In response to a globalizing world that requires increasingly high technological literacy, our own Amrita University, in collaboration with the Indian government, has announced a new pilot program that aims to provide quality computational education to rural children in India. In four village schools across the state of Andhra Pradesh, hundreds of students grade 8 to 10 are participating in workshops that range from robotics to basic life skills.

Dr. Venkat Rangan, Vice Chancellor of Amrita University, explains: “We intend to create enthusiasm among school students about science and technology by making it engaging and fun through digital learning.” Since rural locations have limited connectivity, we are working to provide free software and support to these schools as well as 22 others.

“It is very critical to add relevant skills to the schools’ curriculum such as computational thinking, robotics skills and maker skills and that is the value that Amrita is bringing to India’s Model Schools approach,” says Akshay Nagarajan the on-site coordinator of the new program.

“The peer-to-peer interaction going on at these workshops may be the key to successful initiatives in education,” says Dr. Sidney Strauss, former Chief Scientist of the Israeli Ministry of Education. Dr. Strauss is working with our volunteers and researchers to design and implement a model that incorporates peer-to-peer interactions into the workshops.

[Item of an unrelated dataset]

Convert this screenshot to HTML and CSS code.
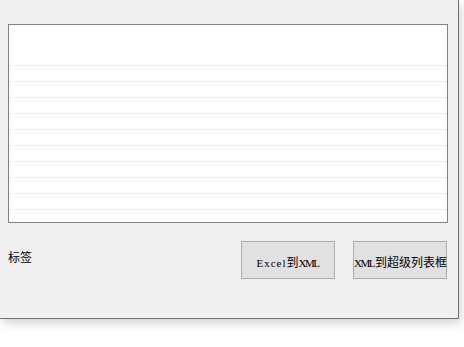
FILE: index.html
```html
<!DOCTYPE html>
<html>
<head>
<meta charset="utf-8">
<link rel="stylesheet" href="styles.css">
</head>
<body>
<div class="window">
  <div class="listbox">
    <div class="lines"></div>
  </div>
  <div class="bottom">
    <div class="label">标签</div>
    <button class="btn btn1"><span class="lat wide">Excel</span>到<span class="lat narrow">XML</span></button>
    <button class="btn btn2"><span class="lat narrow">XML</span>到超级列表框</button>
  </div>
</div>
</body>
</html>
```

FILE: styles.css
```css
html, body {
  margin: 0;
  padding: 0;
  background: #ffffff;
  width: 464px;
  height: 347px;
  overflow: hidden;
}
.window {
  box-sizing: border-box;
  width: 459px;
  height: 319px;
  background: #f0f0f0;
  border-right: 1px solid #707070;
  border-bottom: 1px solid #707070;
  box-shadow: 2px 4px 10px rgba(0, 0, 0, 0.18);
  padding: 24px 0 0 8px;
  font-family: "Noto Sans CJK SC", sans-serif;
  color: #000;
}
.listbox {
  box-sizing: border-box;
  width: 440px;
  height: 199px;
  border: 1px solid #828282;
  background: #ffffff;
  padding: 40px 0 0 0;
}
.lines {
  height: 157px;
  background:
    linear-gradient(to right, rgba(255,255,255,0.6) 0px, rgba(255,255,255,0.6) 6px, transparent 6px),
    repeating-linear-gradient(
      to bottom,
      #e8e8e8 0px, #e8e8e8 1px,
      #ffffff 1px, #ffffff 4px,
      #f6f6f6 4px, #f6f6f6 5px,
      #ffffff 5px, #ffffff 16px
    );
}
.bottom {
  display: flex;
  align-items: flex-start;
  margin-top: 18px;
}
.label {
  font-size: 12px;
  line-height: 14px;
  margin-top: 9px;
  width: 233px;
}
.btn {
  box-sizing: border-box;
  width: 94px;
  height: 38px;
  background: #e1e1e1;
  border: 1px solid #adadad;
  padding: 3px 0 0 0;
  font-family: "Noto Sans CJK SC", sans-serif;
  font-size: 12px;
  color: #000;
  white-space: nowrap;
  text-align: center;
}
.btn1 {
  margin-right: 18px;
}
.lat {
  font-family: "Liberation Serif", serif;
  font-size: 11px;
}
.wide {
  letter-spacing: 1px;
}
.narrow {
  letter-spacing: -1.5px;
  margin-right: 1px;
}
```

Children construct puppet theaters
Students construct multidimensional puppet theaters, allowing them to be in control of development for each stage of a project. This activity allows them to imbibe basic methodology for the construction of robots.

The young participants are gaining unique skills and experiences. For example, our volunteers have set up a cardboard headset that, paired with a smartphone, allows rural students to peek into the world of Virtual Reality.

Young boy looks joyously through a virtual reality cardboard box
A student experiences Virtual Reality through a cardboard box.

To balance the technical education, our volunteers are also offering a variety of life skill centered workshops. Amrita University’s AMMACHI Labs’ Life Enrichment Education program emphasizes the importance of open dialogue about social issues such as hygiene, smoking, alcoholism, and domestic violence.

Children play an educational game while seated on the floor
Students construct an “Ideal Village,” as part of a life skills workshop, allowing them to imagine a future home that meets their community’s needs, finding sustainable solutions to their everyday problems.

Our volunteers are hopeful that, as the program expands and develops, more students across rural Andhra Pradesh, especially young female students who are often at a disadvantage educationally, will thrive with the access to high quality education, creative methodologies of learning, and innovative computational training.